= Consistorium =

Political council in the Roman Empire

The sacrum consistorium or sacrum auditorium (from consistere, "discuss a topic"; θεῖον συνέδριον, "sacred assembly") was the highest political council of the Roman Empire from the time of Constantine the Great on. It replaced the consilium principis that had existed during the Principate.

The council's powers and membership varied, being ultimately dependent on the emperor. The magister officiorum, the quaestor sacri palatii, the comes sacrarum largitionum, the comes rerum privatarum and a few other high court officials were ex officio members, but the emperor was free to appoint additional members. These were specially appointed comites consistoriani, who in the 6th century held the rank of vir spectabilis, as well as other officials or close associates who were appointed ad hoc to it.

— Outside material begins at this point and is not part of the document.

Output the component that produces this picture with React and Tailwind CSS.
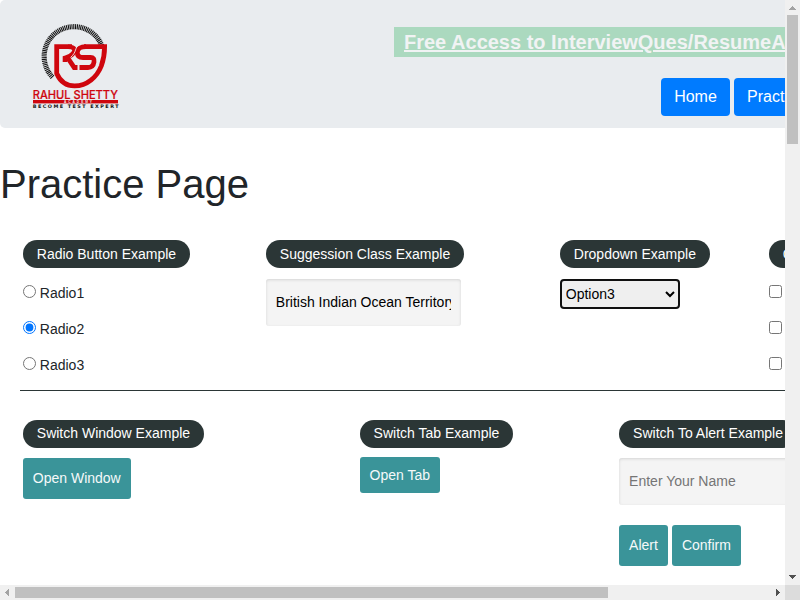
import React from "react";

const TICKS = Array.from({ length: 61 }, (_, i) => 137 + i * 3.4);

function Logo() {
  return (
    <svg className="block h-[88px] w-[88px]" viewBox="32 22 88 88" role="img" aria-label="Rahul Shetty Academy">
      <g stroke="#111" strokeWidth="1.1">
        {TICKS.map((deg) => (
          <line key={deg} x1="101.3" y1="56.5" x2="106.4" y2="56.5" transform={`rotate(${deg} 74 56.5)`} />
        ))}
      </g>
      <g fill="none" stroke="#cf060e">
        <path
          d="M72 46.7H56.700V73.500C60 81 66 85.900 74.500 85.900C87 86 97 77 101.300 66C103.600 59.500 104.600 53 104.600 46.700H84"
          strokeWidth="4.800"
        />
        <path d="M68 46.700C75.500 46.700 75.500 50.500 73 53.500C71 56 68.500 56.800 65 58V62" strokeWidth="4.600" />
        <path d="M67.500 57.500L74.200 67.500H77.500" strokeWidth="4.800" />
        <path
          d="M86 46.700C80.500 46.700 77.300 49 77.300 52.500C77.300 56 79.500 57.500 83 57.500H90.500C93.500 57.500 94.400 59.200 94 62C93.500 65.500 91.500 67.500 88 67.500H79.500"
          strokeWidth="4.800"
        />
      </g>
      <path d="M79 44.500C74.500 47.500 77 52 70.500 57.500" fill="none" stroke="#e9ecef" strokeWidth="0.900" />
      <text x="32.700" y="99" textLength="85.300" lengthAdjust="spacingAndGlyphs" fontFamily="Inter, sans-serif" fontWeight="500" fontSize="11.500" fill="#cf060e" stroke="#cf060e" strokeWidth="0.200">RAHUL SHETTY</text>
      <rect x="33" y="100" width="85" height="3.400" fill="#cf060e" />
      <text x="64" y="102.900" textLength="28" fontFamily="Liberation Sans, sans-serif" fontWeight="700" fontSize="3.200" fill="#eee">ACADEMY</text>
      <text x="32.700" y="108" textLength="85.800" fontFamily="DejaVu Sans, sans-serif" fontWeight="700" fontSize="4.900" fill="#111">BECOME TEST EXPERT</text>
    </svg>
  );
}

function Legend({ children }) {
  return (
    <div className="flex h-7 w-max items-center rounded-full bg-[#2b3636] px-[14px] whitespace-nowrap text-white">
      {children}
    </div>
  );
}

function Choice({ type, label, checked }) {
  return (
    <label className="flex h-9 items-start whitespace-nowrap">
      <input type={type} name={type} defaultChecked={checked} className="mt-[6px] mr-1 h-[13px] w-[13px] shrink-0" />
      <span className="mt-1 leading-[21px]">{label}</span>
    </label>
  );
}

function ActionButton({ children, className = "h-[41px]" }) {
  return (
    <button className={`${className} shrink-0 rounded-[3px] bg-[#3a9499] px-[10px] whitespace-nowrap text-[#f5f9f9]`}>
      {children}
    </button>
  );
}

const FIELD =
  "block h-[47px] rounded-[3px] bg-[#f4f4f4] px-[10px] pb-[2px] text-black shadow-[inset_0_1px_3px_#d4d4d4] outline-none placeholder:text-[#757575]";

export default function App() {
  return (
    <div className="grid h-[600px] w-[800px] grid-cols-[785px_15px] grid-rows-[585px_15px] overflow-hidden bg-white font-['Liberation_Sans',Arial,sans-serif] text-[14px] text-[#212529]">
      <main className="min-w-0 overflow-hidden">
        <header className="flex h-32 w-[1000px] items-start rounded-[5px] bg-[#e9ecef] pl-8 pt-[22px]">
          <Logo />
          <div className="ml-[274px] mt-[5px] w-[606px] shrink-0">
            <a className="flex h-[30px] items-center bg-[#abd9bf] pl-[10px] text-[20px] font-bold whitespace-nowrap text-[#f1f3f4] underline">
              Free Access to InterviewQues/ResumeAssistance/Material
            </a>
            <nav className="mt-[21px] ml-[267px] flex gap-1 text-[16px] text-white">
              <button className="h-[38px] w-[69px] shrink-0 rounded bg-[#007bff]">Home</button>
              <button className="h-[38px] shrink-0 rounded bg-[#007bff] px-[13px]">Practice</button>
            </nav>
          </div>
        </header>

        <h1 className="mt-8 h-12 text-[40px] leading-[48px]">Practice Page</h1>

        <section className="mt-8 flex h-[150px] w-[1000px] pl-[22.8px]">
          <div className="w-[243px] shrink-0">
            <Legend>Radio Button Example</Legend>
            <div className="mt-[11px]">
              <Choice type="radio" label="Radio1" />
              <Choice type="radio" label="Radio2" checked />
              <Choice type="radio" label="Radio3" />
            </div>
          </div>
          <div className="w-[294px] shrink-0">
            <Legend>Suggession Class Example</Legend>
            <input className={`${FIELD} mt-[11px] w-[195px]`} defaultValue="British Indian Ocean Territory" />
          </div>
          <div className="w-[209px] shrink-0">
            <Legend>Dropdown Example</Legend>
            <select
              defaultValue="Option3"
              className="mt-[11px] block h-[30px] w-[120px] appearance-auto rounded-[4px] border-2 border-[#101010] bg-[#efefef] text-black outline-none"
            >
              <option>Option1</option>
              <option>Option2</option>
              <option>Option3</option>
            </select>
          </div>
          <div className="shrink-0">
            <Legend>Checkbox Example</Legend>
            <div className="mt-[11px]">
              <Choice type="checkbox" label="Option1" />
              <Choice type="checkbox" label="Option2" />
              <Choice type="checkbox" label="Option3" />
            </div>
          </div>
        </section>

        <hr className="ml-5 h-px w-[980px] border-0 bg-[#2b3636]" />

        <section className="mt-[29px] flex w-[1000px] pl-[22.8px]">
          <div className="w-[336.8px] shrink-0">
            <Legend><span className="-mt-0.5">Switch Window Example</span></Legend>
            <ActionButton className="mt-[10px] h-[41px]">Open Window</ActionButton>
          </div>
          <div className="w-[259.5px] shrink-0">
            <Legend><span className="-mt-0.5">Switch Tab Example</span></Legend>
            <ActionButton className="mt-[9px] h-[36px]">Open Tab</ActionButton>
          </div>
          <div className="shrink-0">
            <Legend><span className="-mt-0.5">Switch To Alert Example</span></Legend>
            <input className={`${FIELD} mt-[10px] w-[195px]`} placeholder="Enter Your Name" />
            <div className="mt-5 flex gap-1">
              <ActionButton>Alert</ActionButton>
              <ActionButton>Confirm</ActionButton>
            </div>
          </div>
        </section>
      </main>

      <div className="flex flex-col bg-[#f0f0f0]">
        <svg className="h-[15px] w-[15px]" viewBox="0 0 15 15" shapeRendering="crispEdges"><path d="M4 10L7.500 6L11 10Z" fill="#a3a3a3" /></svg>
        <div className="ml-[2px] h-[129px] w-[11px] bg-[#c0c0c0]" />
        <svg className="mt-auto h-[15px] w-[15px]" viewBox="0 0 15 15" shapeRendering="crispEdges"><path d="M4 5L11 5L7.500 9Z" fill="#505050" /></svg>
      </div>
      <div className="flex items-center bg-[#f0f0f0]">
        <svg className="h-[15px] w-[15px]" viewBox="0 0 15 15" shapeRendering="crispEdges"><path d="M9 4V11L5 7.500Z" fill="#a3a3a3" /></svg>
        <div className="h-[11px] w-[593px] bg-[#c0c0c0]" />
        <svg className="ml-auto h-[15px] w-[15px]" viewBox="0 0 15 15" shapeRendering="crispEdges"><path d="M6 4V11L10 7.500Z" fill="#505050" /></svg>
      </div>
      <div className="bg-[#dcdcdc]" />
    </div>
  );
}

The council's proceedings differed depending on each emperor's administrative style, but generally it served as the scene of "deliberations about political and administrative matters as well as [...] court procedures and the particularly solemn sanctioning of imperial laws:, while at the same time being an avenue for its members to raise issues of concern to them and influence the emperor.

The term "sacrum consistorium" is also applied to a formal meeting of the College of Cardinals called by the pope (a Papal consistory), as when Pius XII created 24 new cardinals in 1953.